**Data supplied**:
==============================

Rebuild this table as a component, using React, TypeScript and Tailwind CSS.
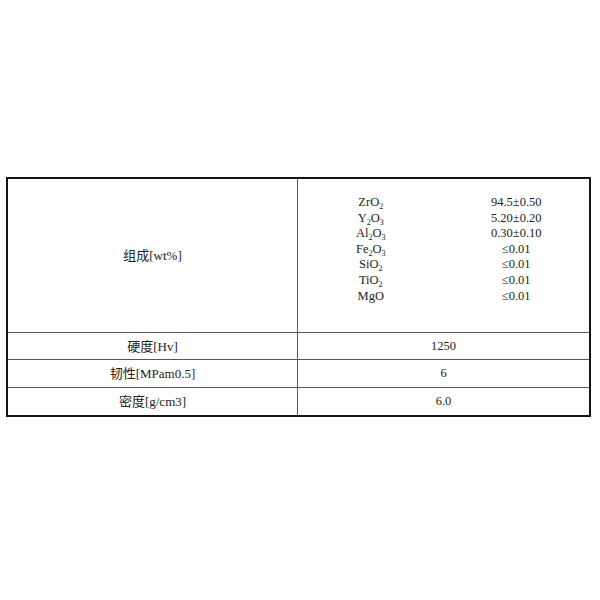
import React from "react";

const serif = { fontFamily: '"Liberation Serif", "Times New Roman", serif' };
const cjk = { fontFamily: '"Noto Sans CJK SC", sans-serif' };

const Chem = ({ parts }: { parts: [string, string?][] }) => (
  <div className="h-[15.6px] leading-[15.6px] whitespace-nowrap">
    {parts.map(([base, sub], i) => (
      <React.Fragment key={i}>
        {base}
        {sub && <span className="text-[8px] leading-none relative top-[3px]">{sub}</span>}
      </React.Fragment>
    ))}
  </div>
);

const composition: { f: [string, string?][]; v: string }[] = [
  { f: [["Zr"], ["O", "2"]], v: "94.5±0.50" },
  { f: [["Y", "2"], ["O", "3"]], v: "5.20±0.20" },
  { f: [["Al", "2"], ["O", "3"]], v: "0.30±0.10" },
  { f: [["Fe", "2"], ["O", "3"]], v: "≤0.01" },
  { f: [["Si"], ["O", "2"]], v: "≤0.01" },
  { f: [["Ti"], ["O", "2"]], v: "≤0.01" },
  { f: [["MgO"]], v: "≤0.01" },
];

const rows = [
  { zh: "硬度", unit: "[Hv]", value: "1250" },
  { zh: "韧性", unit: "[MPam0.5]", value: "6" },
  { zh: "密度", unit: "[g/cm3]", value: "6.0" },
];

const Label = ({ zh, unit }: { zh: string; unit: string }) => (
  <span className="text-[13px]">
    <span style={cjk}>{zh}</span>
    <span style={serif}>{unit}</span>
  </span>
);

export default function App() {
  return (
    <div className="w-[600px] h-[600px] bg-white pt-[177px] pl-[6px] text-[#222]" style={serif}>
      <div className="w-[585px] border-2 border-[#151515]">
        <div className="grid grid-cols-[290px_1fr] h-[154px] border-b border-[#555]">
          <div className="border-r border-[#555] flex items-center justify-center">
            <Label zh="组成" unit="[wt%]" />
          </div>
          <div className="pt-[16px] grid grid-cols-2 text-[12.5px]">
            <div className="flex flex-col items-center">
              {composition.map((c, i) => (
                <Chem key={i} parts={c.f} />
              ))}
            </div>
            <div className="flex flex-col items-center">
              {composition.map((c, i) => (
                <div key={i} className="h-[15.6px] leading-[15.6px]">{c.v}</div>
              ))}
            </div>
          </div>
        </div>
        {rows.map((r, i) => (
          <div
            key={r.zh}
            className={`grid grid-cols-[290px_1fr] h-[27.3px] ${i < rows.length - 1 ? "border-b border-[#555]" : ""}`}
          >
            <div className="border-r border-[#555] flex items-center justify-center">
              <Label zh={r.zh} unit={r.unit} />
            </div>
            <div className="flex items-center justify-center text-[12.5px]">{r.value}</div>
          </div>
        ))}
      </div>
    </div>
  );
}
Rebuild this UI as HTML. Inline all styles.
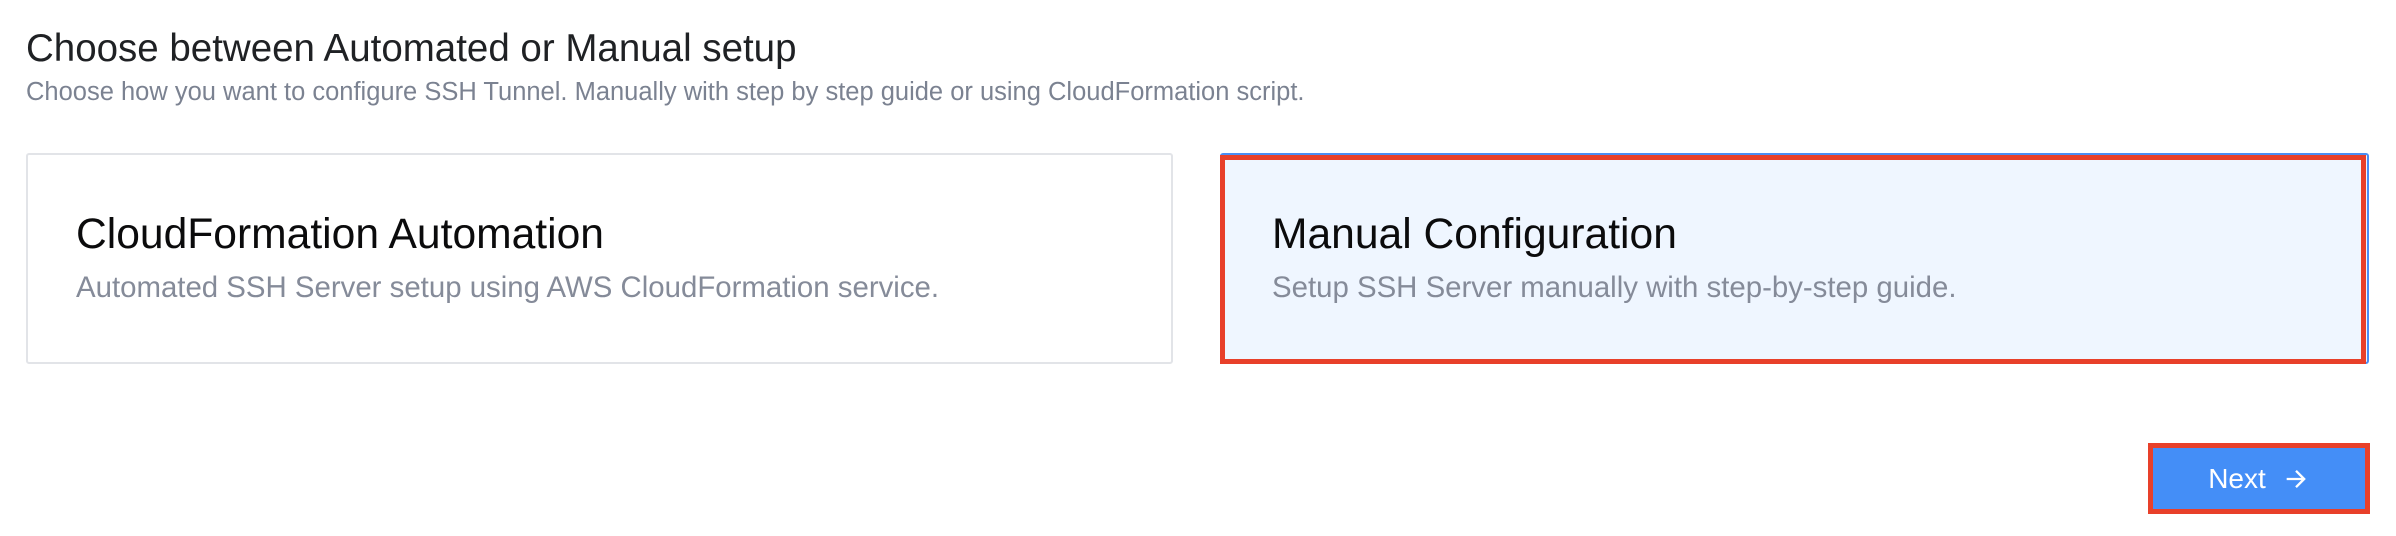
<!DOCTYPE html>
<html><head><style>
body{margin:0;width:2396px;height:536px;background:#fff;font-family:"Liberation Sans",sans-serif;position:relative;overflow:hidden}
.a{position:absolute;white-space:nowrap}
.card{position:absolute;top:153px;height:211px;box-sizing:border-box;border-radius:3px}
</style></head><body>
<div class="a" style="left:26px;top:27px;font-size:38.5px;color:#1f2124">Choose between Automated or Manual setup</div>
<div class="a" style="left:26px;top:78px;font-size:25.5px;color:#7b8291">Choose how you want to configure SSH Tunnel. Manually with step by step guide or using CloudFormation script.</div>
<div class="card" style="left:26px;width:1147px;border:2px solid #e2e4e8;background:#fff"></div>
<div class="a" style="left:76px;top:210px;font-size:42.6px;color:#0b0b0c">CloudFormation Automation</div>
<div class="a" style="left:76px;top:271px;font-size:29.4px;color:#858b99">Automated SSH Server setup using AWS CloudFormation service.</div>
<div class="card" style="left:1220px;width:1149px;border:2px solid #4a8ef5;background:#eff6ff"></div>
<div class="card" style="left:1220px;top:155px;height:209px;width:1146px;border:5px solid #e8402a;border-radius:0"></div>
<div class="a" style="left:1272px;top:210px;font-size:42.6px;color:#0b0b0c">Manual Configuration</div>
<div class="a" style="left:1272px;top:271px;font-size:29.4px;color:#858b99">Setup SSH Server manually with step-by-step guide.</div>
<div class="a" style="left:2148px;top:443px;width:222px;height:71px;box-sizing:border-box;border:5px solid #e8402a;background:#448ef7;color:#fff;font-size:28px;display:flex;align-items:center;justify-content:center">Next<svg width="28" height="28" viewBox="0 0 24 24" style="margin-left:16px"><path d="M4 12h15M12 5l7 7-7 7" fill="none" stroke="#fff" stroke-width="2"/></svg></div>
</body></html>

==============================

**What is required**: Write out each line of the data that holds the string "this".

**Result below**:
Rebuild this table as a component, using React, TypeScript and Tailwind CSS.
Rebuild this UI as HTML. Inline all styles.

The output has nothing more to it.